80. The apparatus as claimed in claim 79, wherein the codebook excitation vector index comprises a coded excitation vector comprising at least one coded time domain pulse.

81. The apparatus as claimed in claim 80, wherein the at least one memory and the computer program code is further configured to, with the at least one processor, further cause the apparatus at least to:

reindex the coded time domain pulses based on a codebook position rule.

82. The apparatus as claimed in claim 81, wherein the codebook position rule comprises:

defining a codebook structure based on interleaved single pulse permutation design,

dividing positions of codebook parameters into at least two tracks of predetermined interleaved positions, wherein each of said at least two tracks comprises at least two coded time domain pulses;

identifying a plurality of bits associated with each one of the at least two coded time domain pulses within at least one of the at least two tracks;

arranging the plurality of bits into at least one time domain coded pulse index; and

concatenating each of the at least one time domain coded pulse index into a second codebook excitation index,

wherein the at least one time domain coded pulse index comprises information relating to the position and sign of the coded time domain pulse within the at least two tracks.

83. The apparatus as claimed in claim 76, wherein the time varying filter comprises a Linear Predictive Coding (LPC) filter, and wherein the time varying filter coefficients comprise Linear Predictive Coding coefficients.

84. The apparatus as claimed in claim 76, wherein the at least one memory and the computer program code is further configured to, with the at least one processor, further cause the apparatus at least to:

generate forward error codes for the second signal and at least one part of the at least two parts of the encoded residual signal.

85. A method comprising:

receiving an encoded signal;

partitioning the encoded signal to generate at least a first part and a second part of the encoded signal, wherein the second part of the encoded signal comprises at least a first portion and a second portion; and

generating a combined second part signal dependent at least on the first portion of the second part of the encoded signal.

86. The method as claimed in claim 85, further comprising:

generating a corrected first part of the encoded signal;

generating a corrected first portion of the second part of the encoded audio signal;

generating a corrected second portion of the second part of the encoded audio signal; and

combining the corrected first part of the encoded signal, the corrected first portion of the second part of the encoded audio signal and the corrected second portion of the second part of the encoded audio signal.

87. The method as claimed in claim 85, further comprising:

decoding the combined second part signal to generate a decoded second part of the encoded signal, wherein the decoding the combined second part signal comprises residual decoding and the decoded second part of the encoded signal is at least one residual signal.

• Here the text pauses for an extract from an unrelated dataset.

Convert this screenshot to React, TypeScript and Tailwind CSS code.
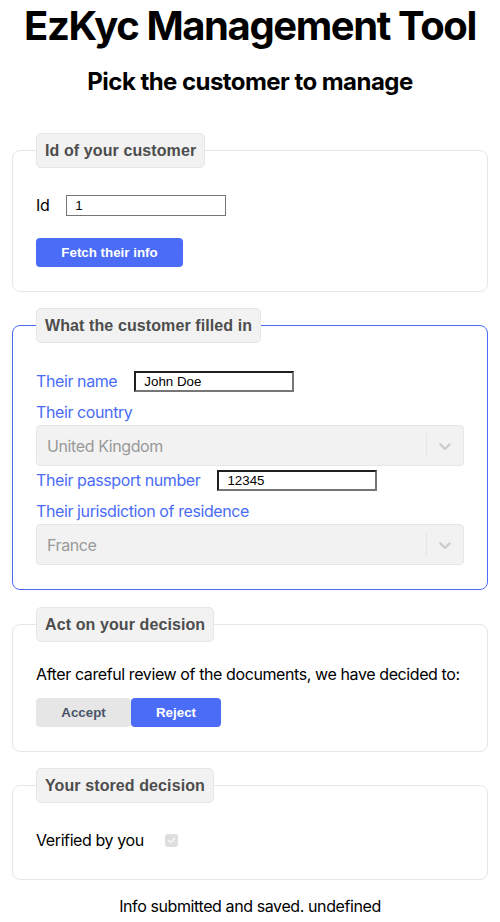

88. The method as claimed in claim 86, further comprising decoding the corrected first part of the encoded signal to generate a decoded first part of the encoded signal, wherein decoding the corrected first part of the encoded signal is a parametric decoding, and the decoded first part of the encoded signal is at least one parametric coefficient.

89. The method as claimed in claim 88, further comprising decoding the decoded first part of the encoded signal and the decoded combined second part of the encoded signal to generate the decoded audio signal dependent on the decoded first part of the encoded signal and the decoded second part of the encoded signal, wherein the decoding the decoded first part of the encoded signal and the decoded combined second part of the encoded signal is a parametric filtering, and wherein at least one coefficient of the parametric filter is defined by the decoded first part of the encoded signal, and the input to the parametric filter is the decoded combined second part of the encoded signal.

90. An apparatus comprising

at least one processor and at least one memory including computer program code, the at least one memory and the computer program code configured to, with the at least one processor cause the apparatus at least to:

receive an encoded signal;

partition the encoded signal to generate at least a first part and a second part of the encoded signal, wherein the second part of the encoded signal comprises at least a first portion and a second portion; and

generate a combined second part signal dependent at least on the first portion of the second part of the encoded signal.

91. The apparatus as claimed in claim 90, wherein the at least one memory and the computer program code is further configured to, with the at least one processor, further cause the apparatus at least to:

generate a corrected first part of the encoded signal;

generate a corrected first portion of the second part of the encoded audio signal;

generate a corrected second portion of the second part of the encoded audio signal; and

combine the corrected first part of the encoded signal, the corrected first portion of the second part of the encoded audio signal and the corrected second portion of the second part of the encoded audio signal.

92. The apparatus as claimed in claim 90, wherein the at least one memory and the computer program code is further configured to, with the at least one processor, further cause the apparatus at least to:

decode the combined second part signal to generate a decoded second part of the encoded signal, wherein the decoding the combined second part signal comprises residual decoding and the decoded second part of the encoded signal is at least one residual signal.

93. The apparatus as claimed in claim 91, wherein the at least one memory and the computer program code is further configured to, with the at least one processor, further cause the apparatus at least to:

decode the corrected first part of the encoded signal to generate a decoded first part of the encoded signal, wherein decoding the corrected first part of the encoded signal is a parametric decoding, and the decoded first part of the encoded signal is at least one parametric coefficient.

94. The apparatus as claimed in claim 93, wherein the at least one memory and the computer program code is further configured to, with the at least one processor, further cause the apparatus at least to:

decode the decoded first part of the encoded signal and the decoded combined second part of the encoded signal to generate the decoded audio signal dependent on the decoded first part of the encoded signal and the decoded second part of the encoded signal, wherein the decoding the decoded first part of the encoded signal and the decoded combined second part of the encoded signal is a parametric filtering, and wherein at least one coefficient of the parametric filter is defined by the decoded first part of the encoded signal, and the input to the parametric filter is the decoded combined second part of the encoded signal.